**Data excerpt**
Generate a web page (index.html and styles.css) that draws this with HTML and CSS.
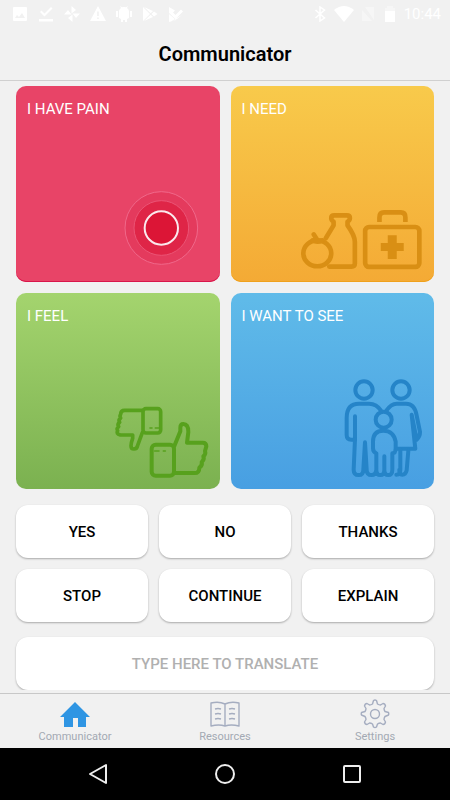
FILE: index.html
```html
<!DOCTYPE html>
<html lang="en">
<head>
<meta charset="utf-8">
<meta name="viewport" content="width=device-width, initial-scale=1">
<title>Communicator</title>
<link rel="stylesheet" href="styles.css">
</head>
<body>
<div class="status">
  <div class="status-group notices">
    <svg class="status-icon" viewBox="0 0 16 16"><path fill-rule="evenodd" d="M2 1h12a1 1 0 0 1 1 1v12a1 1 0 0 1-1 1H2a1 1 0 0 1-1-1V2a1 1 0 0 1 1-1zM3 12h10L10 7l-3 4-2-2z"/></svg>
    <svg class="status-icon" viewBox="0 0 16 16"><path d="M1 13h14v2.500H1zM2 6l1.500-1.500L6.500 7.500 13 1l1.500 1.500-8 8z"/></svg>
    <svg class="status-icon" viewBox="0 0 16 16"><path d="M7.500 0L12 4 7.500 7.500zM16 7.500L12 12 8.500 7.500zM8.500 16L4 12 8.500 8.500zM0 8.500L4 4 7.500 8.500z"/></svg>
    <svg class="status-icon" viewBox="0 0 16 16"><path fill-rule="evenodd" d="M8 0l8 15H0zM7.200 5.500h1.600V10H7.200zM7.200 11.500h1.600V13H7.200z"/></svg>
    <svg class="status-icon" viewBox="0 0 16 16"><path d="M3 5a5 5 0 0 1 2-3L4 0l2 1.300a6 6 0 0 1 4 0L12 0l-1 2a5 5 0 0 1 2 3v7l-2 1v3H9v-2H7v2H5v-3l-2-1zM0 5h2v6H0zM14 5h2v6h-2z"/></svg>
    <svg class="status-icon" viewBox="0 0 16 16"><path d="M1 1l7 7-7 7zM2 1l9 4-2.300 2.300zM2 15l9-4-2.300-2.300zM12 5.500L15.500 8 12 10.500 9.500 8z"/></svg>
    <svg class="status-icon" viewBox="0 0 16 16"><path d="M1 1l6 3.500L5 6.500l2.500 2.500L13 3.500 15 5.500 7.500 13 1 7zM1 8l7 6-7 2zM9 13l5-4-12 7z"/></svg>
  </div>
  <div class="status-group">
    <svg class="status-icon" viewBox="0 0 16 16"><path class="thin" d="M3.500 4l9 8L8 15V1l4.500 3-9 8"/></svg>
    <svg class="status-icon wide" viewBox="0 0 20 16"><path d="M0 4Q10-4 20 4L10 16z"/></svg>
    <svg class="status-icon faint" viewBox="0 0 16 16"><path d="M5 1h9v13zM2 4l10 11H2z"/></svg>
    <svg class="status-icon" viewBox="0 0 16 16"><path d="M3 5h10v11H3z"/><path class="faint" d="M3 2h2V0h6v2h2v3H3z"/></svg>
    <span>10:44</span>
  </div>
</div>
<header class="header"><h1>Communicator</h1></header>
<main class="content">
  <div class="cards">
    <button class="card pain" type="button">
      <span>I HAVE PAIN</span>
      <svg class="art" width="75" height="74" viewBox="41 32 225 222">
        <circle cx="153" cy="143" r="109" fill="#e43a5d" stroke="#f0688a" stroke-width="3"/>
        <circle cx="153" cy="143" r="82" fill="#df2547" stroke="#eb5475" stroke-width="3"/>
        <circle cx="153" cy="143" r="50" fill="#dc1536" stroke="#fbe9ed" stroke-width="6"/>
      </svg>
    </button>
    <button class="card need" type="button">
      <span>I NEED</span>
      <svg class="art" width="123" height="62" viewBox="30 30 370 186">
        <g fill="none" stroke="#d98f14" stroke-width="14" stroke-linecap="round" stroke-linejoin="round">
          <ellipse cx="82" cy="163" rx="42" ry="39"/>
          <path d="M71 106l11 17M68 124q14 8 29 0"/>
          <path d="M108 117l23-38V68q-7-4-7-11 0-8 9-8h38q9 0 9 8 0 7-7 11v11q22 31 22 49v66q0 9-10 9h-67"/>
          <rect x="226" y="84" width="163" height="120" rx="12"/>
          <path stroke-linecap="butt" d="M269 69V55q0-15 14-15h50q14 0 14 15v14"/>
        </g>
        <path fill="#d98f14" d="M294 109h27v23h21v24h-21v24h-27v-24h-21v-24h21z"/>
      </svg>
    </button>
    <button class="card feel" type="button">
      <span>I FEEL</span>
      <svg class="art" width="95" height="72" viewBox="28 33 285 216">
        <g fill="none" stroke="#57a11d" stroke-width="11" stroke-linecap="round" stroke-linejoin="round">
          <path d="M114 46H60q-12 0-12 12-4 5 0 11-8 6-3 13-8 6-3 13-8 6-3 12-6 9 8 13h37v10q-5 14-5 22 0 10 9 10t11-11l14-38"/>
          <rect x="115" y="41" width="53" height="73" rx="9"/>
          <path stroke-width="5" d="M136 99h6M152 99h10"/>
          <rect x="141" y="149" width="67" height="93" rx="12" stroke-width="12"/>
          <path stroke-width="12" d="M209 153l18-44V98q0-11 9-11 15 0 15 24l-4 32h47q11 0 11 11l-4 14q4 9-5 16 4 10-5 17 3 10-7 17 0 16-14 16h-61"/>
          <path stroke-width="5" d="M150 168h13M176 168h6"/>
        </g>
      </svg>
    </button>
    <button class="card see" type="button">
      <span>I WANT TO SEE</span>
      <svg class="art" width="79" height="99" viewBox="28 28 237 297">
        <g fill="none" stroke="#2584c8" stroke-width="12" stroke-linecap="round" stroke-linejoin="round">
          <circle cx="88" cy="61" r="26"/>
          <circle cx="199" cy="61" r="26"/>
          <circle cx="147" cy="150" r="24"/>
          <path d="M61 140v70H50q-14 0-14-14v-51q0-43 37-43h30q23 0 36 21"/>
          <path d="M61 208l-4 92q0 16 15 16 14 0 14-16l5-82 5 82q0 16 15 16 12 0 14-16v-49q-10-4-10-15v-20q0-33 31-33t37 33v20q0 15-10 15v49q0 16-12 16t-12-16v-40 40q0 16-12 16t-12-16"/>
          <path d="M155 123q14-21 31-21h28q25 0 31 31l11 54q0 14-10 23l-15-75 11 102h-54"/>
          <path d="M197 240v60q0 15-12 15M221 243l-5 59q-3 13-13 13t-9-15"/>
        </g>
      </svg>
    </button>
  </div>
  <div class="phrases">
    <button class="phrase" type="button">YES</button>
    <button class="phrase" type="button">NO</button>
    <button class="phrase" type="button">THANKS</button>
    <button class="phrase" type="button">STOP</button>
    <button class="phrase" type="button">CONTINUE</button>
    <button class="phrase" type="button">EXPLAIN</button>
  </div>
  <input class="translate" type="text" aria-label="Type here to translate" placeholder="TYPE HERE TO TRANSLATE">
</main>
<nav class="tabs">
  <a class="tab" href="#communicator">
    <svg width="30" height="30" viewBox="0 0 30 30"><path fill="#2f95e3" d="M15 3l15 15h-4v10h-8v-9h-5v9H4V18H0z"/></svg>
    <span>Communicator</span>
  </a>
  <a class="tab" href="#resources">
    <svg width="30" height="30" viewBox="0 0 30 30"><path fill="none" stroke="#a5adc0" stroke-width="1.400" stroke-linejoin="round" d="M15 5q-6-3-14-1v23q8-2 14 0 6-2 14 0V4q-8-2-14 1v22M5 10q3-1 6 0M5 15q3-1 6 0M5 20q3-1 6 0M19 10q3-1 6 0M19 15q3-1 6 0M19 20q3-1 6 0"/></svg>
    <span>Resources</span>
  </a>
  <a class="tab" href="#settings">
    <svg width="30" height="30" viewBox="0 0 30 30"><g fill="none" stroke="#a5adc0" stroke-width="1.400" stroke-linejoin="round"><path d="M13.500 1.500Q15 .5 16.500 1.500L17.500 5Q19 6 20.500 6L23 4.500Q25 4.500 25.500 7L24 9.500Q24 11 25 12.500L28.500 13.500Q29 15 28.500 16L25 17.500Q24 19 24 20.500L25.500 23Q25 25.500 23 25.500L20.500 24Q19 24 17.500 25L16.500 28Q15 29 13.500 28L12.500 25Q11 24 9.500 24L7 25.500Q5 25.500 4.500 23L6 20.500Q6 19 5 17.500L1.500 16Q1 15 1.500 13.500L5 12.500Q6 11 6 9.500L4.500 7Q5 4.500 7 4.500L9.500 6Q11 6 12.500 5Z"/><circle cx="15" cy="15" r="4.500"/></g></svg>
    <span>Settings</span>
  </a>
</nav>
<div class="system">
  <button type="button" aria-label="Back"><svg width="20" height="22" viewBox="0 0 20 22"><path d="M18 2v18L2 11z"/></svg></button>
  <button type="button" aria-label="Home"><svg width="22" height="22" viewBox="0 0 22 22"><circle cx="11" cy="11" r="9"/></svg></button>
  <button type="button" aria-label="Recent apps"><svg width="20" height="20" viewBox="0 0 20 20"><rect x="2" y="2" width="16" height="16" rx="1"/></svg></button>
</div>
</body>
</html>
```
FILE: styles.css
```css
* {
  box-sizing: border-box;
}

body {
  margin: 0;
  min-height: 100vh;
  display: flex;
  flex-direction: column;
  background: #f1f1f1;
  color: #000;
  font-family: Roboto, "Liberation Sans", sans-serif;
}

button,
input {
  font: inherit;
  border: 0;
}

.status {
  display: flex;
  justify-content: space-between;
  align-items: center;
  height: 28px;
  padding: 0 9px 0 12px;
  color: #fff;
  font-size: 15px;
  line-height: 28px;
}

.status-group {
  display: flex;
  align-items: center;
  gap: 6px;
}

.notices {
  gap: 10px;
}

.status-icon {
  width: 16px;
  height: 16px;
  fill: #fff;
}

.wide {
  width: 20px;
}

.faint {
  opacity: 0.4;
}

.thin {
  fill: none;
  stroke: #fff;
  stroke-width: 1.5;
}

.header {
  height: 53px;
  border-bottom: 1px solid #d0d0d0;
  text-align: center;
}

.header h1 {
  margin: 0;
  font-size: 20px;
  line-height: 52px;
  font-weight: 600;
}

.content {
  flex: 1;
  overflow: hidden;
  padding: 5px 16px 0;
}

.cards {
  display: grid;
  grid-template-columns: 1fr 1fr;
  gap: 11px;
}

.card {
  display: flex;
  flex-direction: column;
  justify-content: space-between;
  align-items: flex-start;
  height: 196px;
  padding: 11px;
  border-radius: 10px;
  color: #fff;
  font-size: 15px;
  line-height: 24px;
  text-align: left;
}

.art {
  align-self: flex-end;
}

.pain {
  padding-right: 21px;
  padding-bottom: 17px;
  background: #e84467;
  box-shadow: inset 0 -1px #d9154b;
}

.need {
  background: linear-gradient(#f8ca4b, #f4aa35);
  box-shadow: inset 0 -1px #f0a11c;
}

.feel {
  background: linear-gradient(#a4d46e, #7bb150);
}

.see {
  background: linear-gradient(#60bbe9, #489fe2);
}

.phrases {
  display: grid;
  grid-template-columns: repeat(3, 1fr);
  gap: 11px;
  margin: 16px 0 15px;
}

.phrase,
.translate {
  height: 53px;
  padding: 0;
  border-radius: 12px;
  background: #fff;
  box-shadow: 0 1px 2px rgba(0, 0, 0, 0.3);
  color: #000;
  font-size: 15px;
  font-weight: 500;
  text-align: center;
}

.translate {
  display: block;
  width: 100%;
}

.translate::placeholder {
  color: #b0b0b0;
  opacity: 1;
}

.tabs {
  display: grid;
  grid-template-columns: repeat(3, 1fr);
  height: 55px;
  margin-top: 3px;
  padding-top: 5px;
  border-top: 1px solid #c8c8c8;
}

.tab {
  display: flex;
  flex-direction: column;
  align-items: center;
  gap: 1px;
  color: #a3a9b3;
  font-size: 11px;
  line-height: 14px;
  text-decoration: none;
}

.system {
  display: flex;
  justify-content: center;
  gap: 63px;
  height: 52px;
  background: #000;
}

.system button {
  display: flex;
  align-items: center;
  justify-content: center;
  width: 64px;
  padding: 0;
  background: none;
}

.system svg {
  fill: none;
  stroke: #eee;
  stroke-width: 2;
  stroke-linejoin: round;
}
```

**Directions for this task**
In the listing above, locate each line with "styles" and copy it.

**Answer to this problem**
Generate a web page (index.html and styles.css) that draws this with HTML and CSS.
<link rel="stylesheet" href="styles.css">
FILE: styles.css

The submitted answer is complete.